The more time I spent in the cave the more comfortable I became. The bigger swells weren’t yet reaching inside and the rotting bodies and lurking monsters in my mind were dissolving with every minute. I shot excitedly, too quickly most of the time, unable to compose myself or a frame. It’s the danger of photographing a new exciting place in good conditions that you (or I at least) can lose the run of yourself. It was near impossible keeping lens flare down when pointing at the sun, and tricky too to balance the exposure correctly. All the same, I was happy and knew there’d be other evenings. I left after sundown, buzzing. I don’t think I’m the first person to have ever been in there but I can’t imagine it’s well known. I’d love to know of any information on the place, like a name or story if it has any.

Selfie in the sun

I was back in 48 hours. With company and a lower tide I had different conditions to work with. Yet again excitement got the better of me, and looking back on the images now I see little but mistakes and a wasted opportunity for the “perfect” image. Nonetheless it was more learning, and still a fantastic evening. Massive thanks to Jasmine for putting up with me in photographer mode! We floated around in the pool for a bit and watched the shafts of light creep across the floor of the cave until all that was left was a few glowing red marks on the back wall where the sun’s rays snuck in between the outer boulders. It was another great evening.

I couldn't ask for much more!

Not 100% happy with this but it's work in progress

It’s really exciting to find such dramatic, atmospheric locations to bring a camera to. With photography so accessible now it’s harder and harder to find really striking views that haven’t been overdone. In the past year I’ve photographed three caves in particular that I’ve found very rewarding (first this one last summer, then this one in February). It’s a fresh angle on the Irish landscape, and I hope to revisit all these places as well as find more. These are barely known worlds around our coasts that have an ambiance and beauty found nowhere else.

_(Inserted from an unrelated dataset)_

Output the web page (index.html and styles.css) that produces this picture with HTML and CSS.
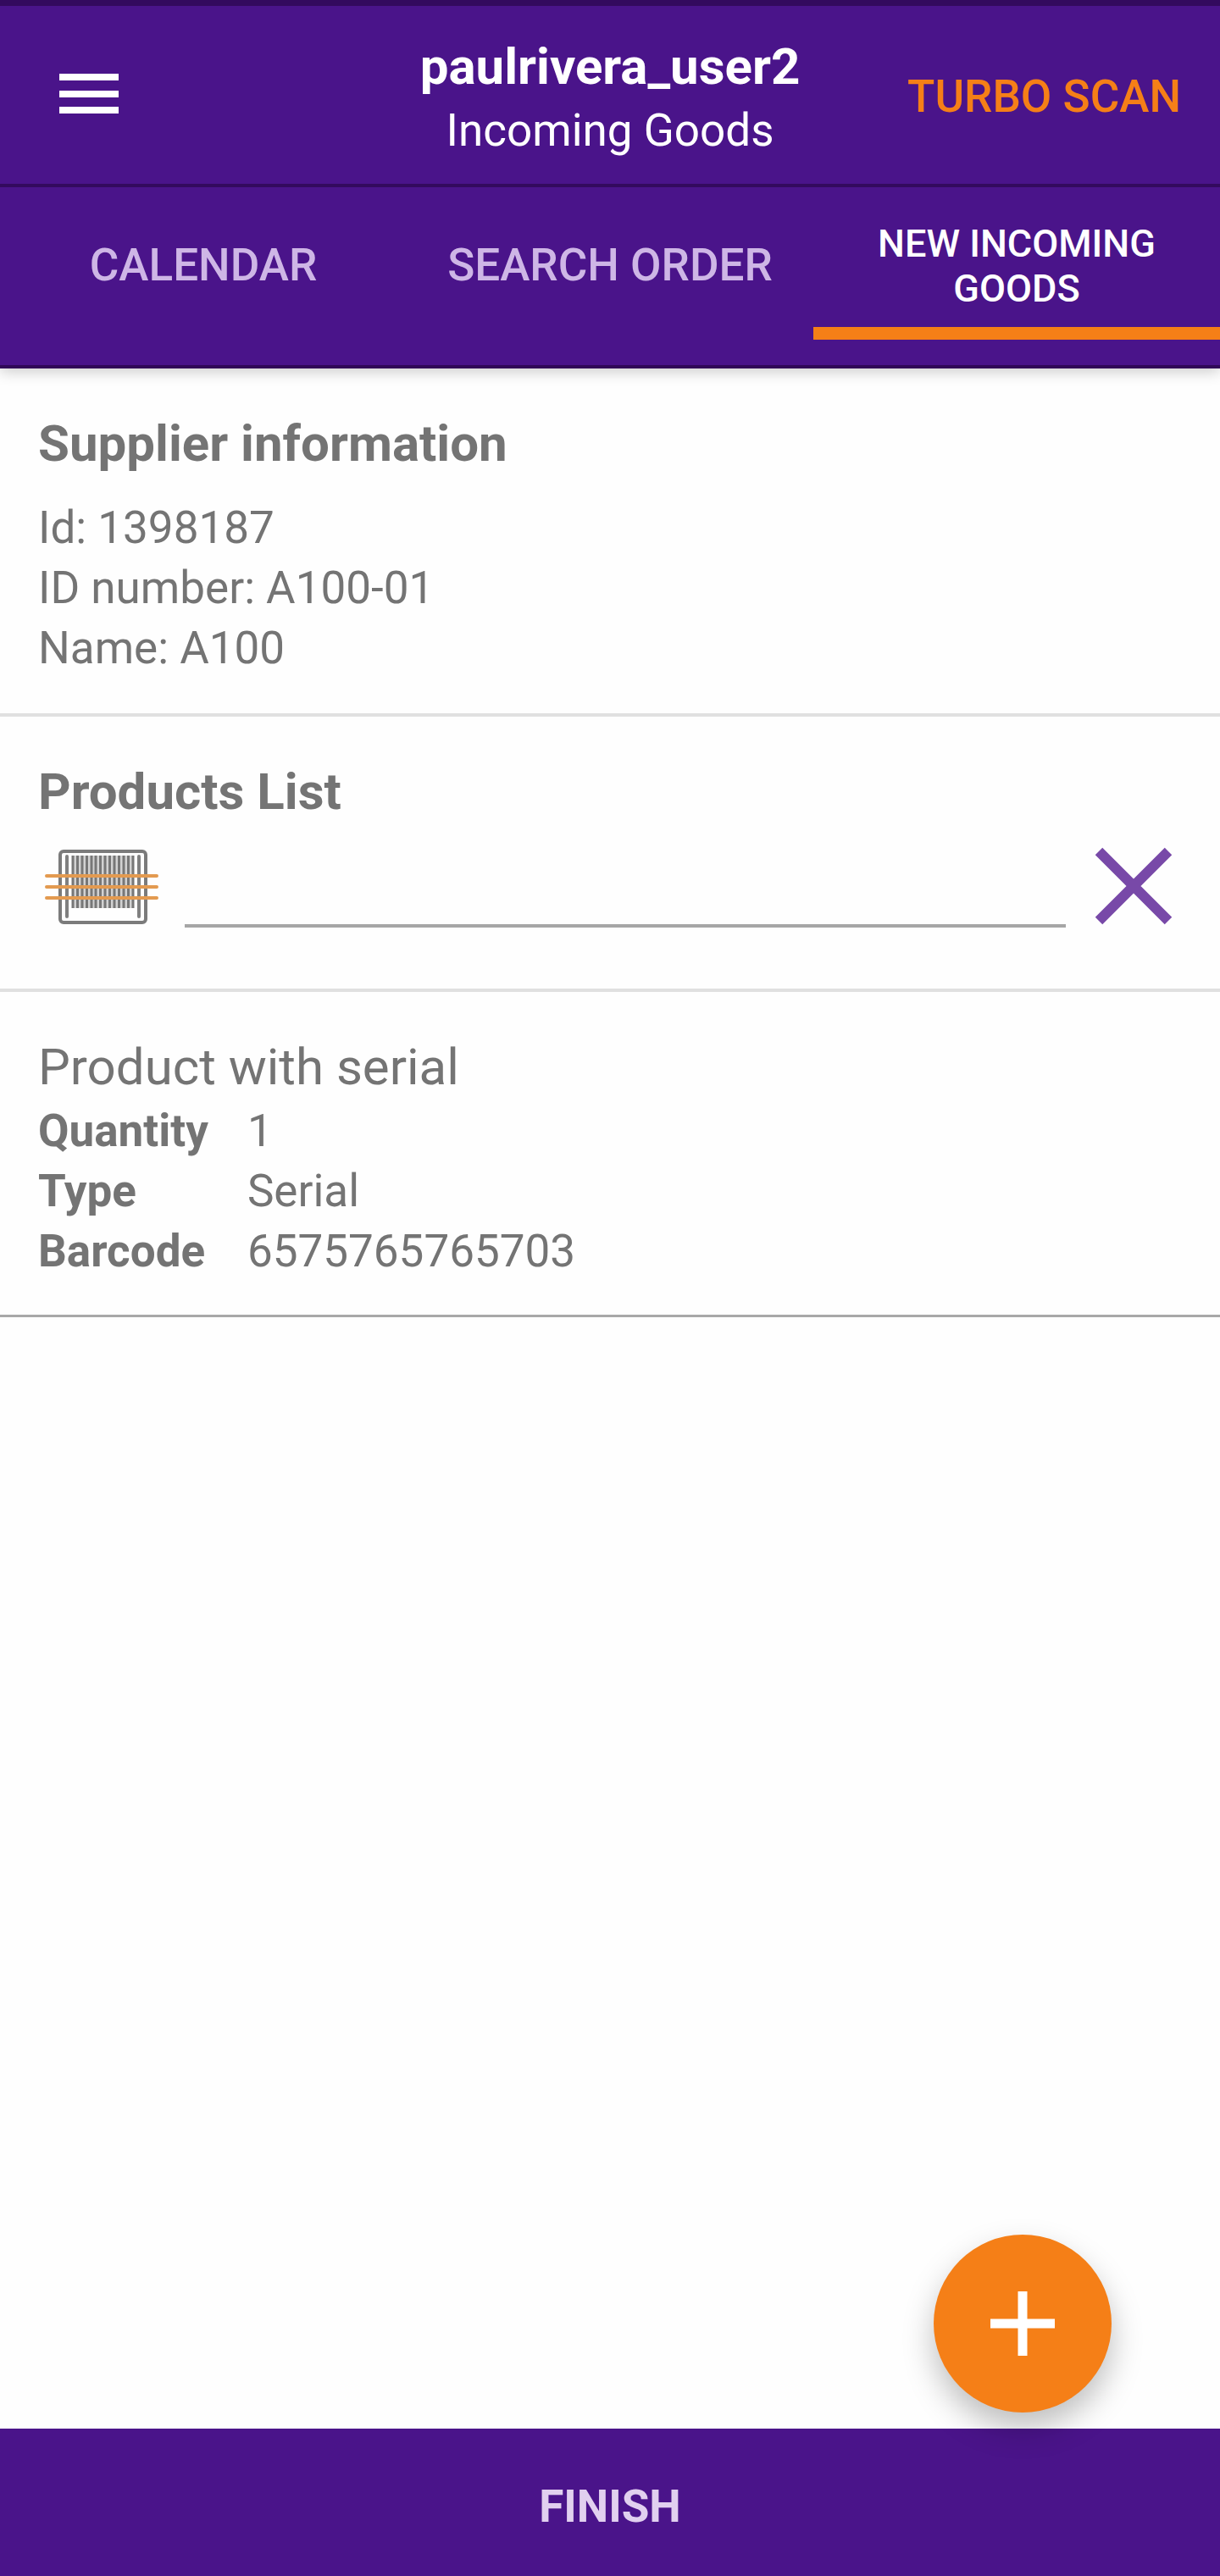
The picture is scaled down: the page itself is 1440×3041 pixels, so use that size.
FILE: index.html
```html
<!DOCTYPE html>
<html lang="en">
<head>
    <meta charset="UTF-8">
    <meta name="viewport" content="width=device-width, initial-scale=1.0">
    <title>Incoming Goods</title>
    <link rel="stylesheet" href="styles.css">
</head>
<body>
    <header class="header">
        <div class="top-bar">
            <button type="button" class="menu-btn" aria-label="Menu">
                <svg width="70" height="48" viewBox="0 0 70 48" fill="#fff">
                    <rect width="70" height="8" />
                    <rect y="20" width="70" height="8" />
                    <rect y="39" width="70" height="8" />
                </svg>
            </button>
            <div class="heading">
                <h1>paulrivera_user2</h1>
                <p>Incoming Goods</p>
            </div>
            <button type="button" class="turbo-btn">TURBO SCAN</button>
        </div>
        <nav class="tabs">
            <a href="#calendar" class="tab">CALENDAR</a>
            <a href="#search" class="tab">SEARCH ORDER</a>
            <a href="#new" class="tab active">NEW INCOMING GOODS</a>
        </nav>
    </header>

    <main>
        <section class="section supplier">
            <h2>Supplier information</h2>
            <p>Id: 1398187</p>
            <p>ID number: A100-01</p>
            <p>Name: A100</p>
        </section>

        <section class="section products">
            <h2><label for="barcode">Products List</label></h2>
            <form class="scan-row">
                <svg class="barcode-icon" width="150" height="98" viewBox="0 0 150 98" fill="none">
                    <rect x="26" y="8" width="101" height="84" rx="4" stroke="#7b7b7b" stroke-width="4" />
                    <path d="M34 14v71M119 14v71" stroke="#808080" stroke-width="4" stroke-linecap="round" />
                    <rect x="40" y="13" width="73" height="62" fill="#d2d2d2" />
                    <path d="M41 13v62M46.500 13v62M52 13v62M57.500 13v62M63 13v62M68 13v62M73.500 13v62M79 13v62M84.500 13v62M90 13v62M95.500 13v62M101 13v62M106.500 13v62M112 13v62" stroke="#777" stroke-width="3" />
                    <path d="M10 37h130M10 50h130M10 63h130" stroke="#e39a50" stroke-width="4" stroke-linecap="round" />
                </svg>
                <input type="text" id="barcode" name="barcode">
                <button type="reset" class="clear-btn" aria-label="Clear">
                    <svg width="92" height="92" viewBox="0 0 92 92">
                        <path d="M5 5l82 82M87 5L5 87" stroke="#7849a8" stroke-width="12" />
                    </svg>
                </button>
            </form>
        </section>

        <section class="section product">
            <h3>Product with serial</h3>
            <table>
                <tr><th scope="row">Quantity</th><td>1</td></tr>
                <tr><th scope="row">Type</th><td>Serial</td></tr>
                <tr><th scope="row">Barcode</th><td>6575765765703</td></tr>
            </table>
        </section>
    </main>

    <button type="button" class="add-btn" aria-label="Add product">
        <svg width="76" height="76" viewBox="0 0 76 76">
            <path d="M38 0v76M0 38h76" stroke="#fff" stroke-width="11" />
        </svg>
    </button>
    <button type="button" class="finish-btn">FINISH</button>
</body>
</html>
```

FILE: styles.css
```css
* {
    box-sizing: border-box;
    margin: 0;
    padding: 0;
}

body {
    display: flex;
    flex-direction: column;
    min-height: 100vh;
    background: #fefefe;
    color: #747474;
    font-family: Roboto, sans-serif;
    font-size: 53px;
    line-height: 71px;
}

button {
    border: none;
    background: none;
    font: inherit;
    cursor: pointer;
}

svg {
    display: block;
}

h1, h2, h3 {
    font-size: 60px;
    line-height: 80px;
}

/* header */
.header {
    background: #4a148a;
    border-top: 7px solid #330a5e;
    border-bottom: 4px solid #300858;
    box-shadow: 0 4px 16px rgba(0, 0, 0, 0.2);
}

.top-bar {
    display: grid;
    grid-template-columns: 1fr auto 1fr;
    height: 214px;
    padding: 32px 46px 0;
    border-bottom: 4px solid #330a5e;
    color: #fff;
    text-align: center;
}

.menu-btn {
    justify-self: start;
    align-self: start;
    padding: 48px 24px;
}

.turbo-btn {
    justify-self: end;
    align-self: start;
    padding-top: 40px;
    color: #f57f17;
    font-weight: 500;
}

/* tabs */
.tabs {
    display: flex;
    padding-bottom: 30px;
}

.tab {
    display: flex;
    flex: 1;
    align-items: center;
    justify-content: center;
    height: 180px;
    padding: 20px 45px 0;
    border-bottom: 15px solid transparent;
    color: #ceb6e6;
    font-weight: 500;
    line-height: 53px;
    text-align: center;
    text-decoration: none;
    white-space: nowrap;
}

.tab.active {
    border-color: #f57f17;
    color: #fff;
    font-size: 45px;
    white-space: normal;
}

/* content */
main {
    flex: 1;
}

.section {
    padding: 49px 45px 41px;
    border-bottom: 4px solid #e0e0e0;
}

.supplier h2 {
    margin-bottom: 24px;
}

.section.products {
    padding-bottom: 72px;
}

.scan-row {
    display: flex;
    align-items: center;
    gap: 23px;
    margin-top: 22px;
}

.scan-row input {
    flex: 1;
    min-width: 0;
    height: 98px;
    border: none;
    border-bottom: 4px solid #a6a6a6;
    outline: none;
    background: transparent;
    color: inherit;
    font: inherit;
}

.clear-btn {
    padding: 0 11px;
}

.section.product {
    padding-bottom: 39px;
    border-bottom: 3px solid #a8a8a8;
}

.product h3 {
    font-weight: 400;
}

.product table {
    border-collapse: collapse;
}

.product th {
    padding-right: 46px;
    text-align: left;
}

/* bottom */
.add-btn {
    position: fixed;
    right: 128px;
    bottom: 193px;
    display: flex;
    align-items: center;
    justify-content: center;
    width: 210px;
    height: 210px;
    border-radius: 50%;
    background: #f57f17;
    box-shadow: 0 18px 36px rgba(0, 0, 0, 0.25);
}

.finish-btn {
    height: 174px;
    padding-top: 10px;
    background: #4a148a;
    color: #e1d0ef;
    font-weight: 700;
}
```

So for the third year running the Loop Head Peninsula still inspires and excites me. And I’ve a few months to go yet.


I thought after my first visit that there was only one way down to the cave, involving a short step of rock climbing to get back out. I've since returned on a lower tide and it turns out it's not too tricky to just walk around the boulders that sit at the outside of the cave. Nonetheless, it's not a place to get stuck with an incoming tide so anybody thinking of going should have their wits about them!